A twining plant can’t hold up its own weight, so it wraps around a vertical support. As the vine pulls itself up, it generates tension along its stem, as in the taut rope of a mountain climber scaling a cliff. But botanists haven’t explained how, if the growing tip is not attached, the vine can sustain tension, allowing a “pulling” force with respect to the roots. Another puzzle, noted by botanists dating back to Charles Darwin, is that these plants can’t wrap around supports that are too fat, like a large tree trunk.
To address these questions, Alain Goriely of the University of Arizona in Tucson and Sébastien Neukirch of the University of Paris theoretically modeled a twining plant, first reducing the problem to two dimensions–a vine growing around a disk, like thread on a spool.
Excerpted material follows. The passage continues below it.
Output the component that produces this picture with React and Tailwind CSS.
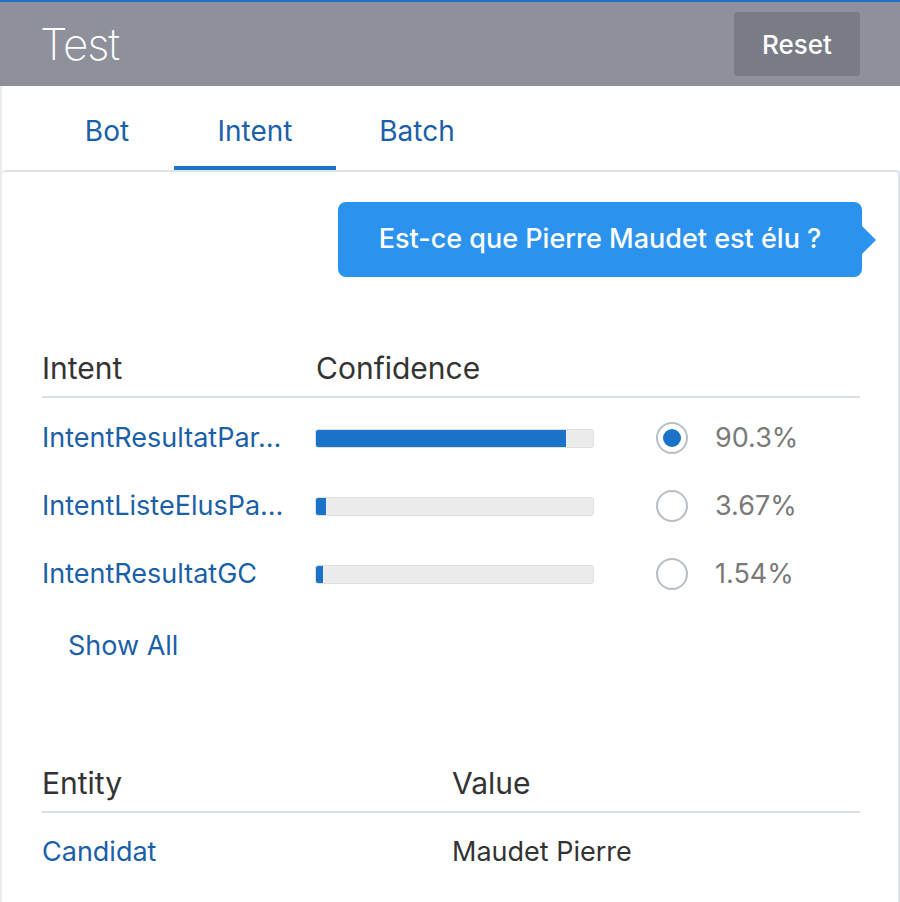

In the model they assume the plant to be tightly wrapped around the disk except for a short free segment at its tip, which they imagine as something like a curved piece of wire, securely attached at its base to the edge of the disk.
The vine segment is more tightly curved than the disk, so it forms an arc touching the disk only at the anchor point and at the tip. This arc is under stress, pressed against the disk from the anchor point, where it emerges from the wound-up part of the stem. The stress slightly distorts the arc’s shape. The vine’s tip is free to slide along the disk’s circumference, but the researchers found that there are stable configurations, in which sliding the tip either way would only increase the stress. In such an equilibrium, the stress in the vine creates tension along it, just as trying to straighten a curved piece of springy wire will generate a resisting force that tries to pull the ends together.
In this way, Goriely and Neukirch argue, a twining plant can be in a state of tension, with its tip held in place purely by static forces–the fact that moving would only increase the stress–even in the absence of friction or adhesion. The only force at the contact point is the so-called normal force of the disk pressing straight outward against the tip.
The team found that if the disk is too large–with a radius of more than about 3.3 times the intrinsic radius of curvature of the vine section–there is no stable position for the tip along the disk. A large disk is equivalent to a tightly curved stem, one that loops back and crosses itself like a curlicue, touching the disk at one point along its arc. Such a curled-up stem grazes the disk at too shallow an angle to establish a stable contact, which requires the vine tip to touch the disk at a nearly 90-degree angle, the team found.
A full three-dimensional treatment of the problem is more complicated, involving intrinsic twist as well as curvature, but Goriely and Neukirch tackled a simplified 3D model and found that the broad principles of their argument remain true. The way twining plants climb is “a longstanding and fascinating problem,” says plant biologist Michele Holbrook of Harvard University. “It’s great to see physicists getting interested.”
David Lindley is a freelance science writer in Alexandria, Virginia.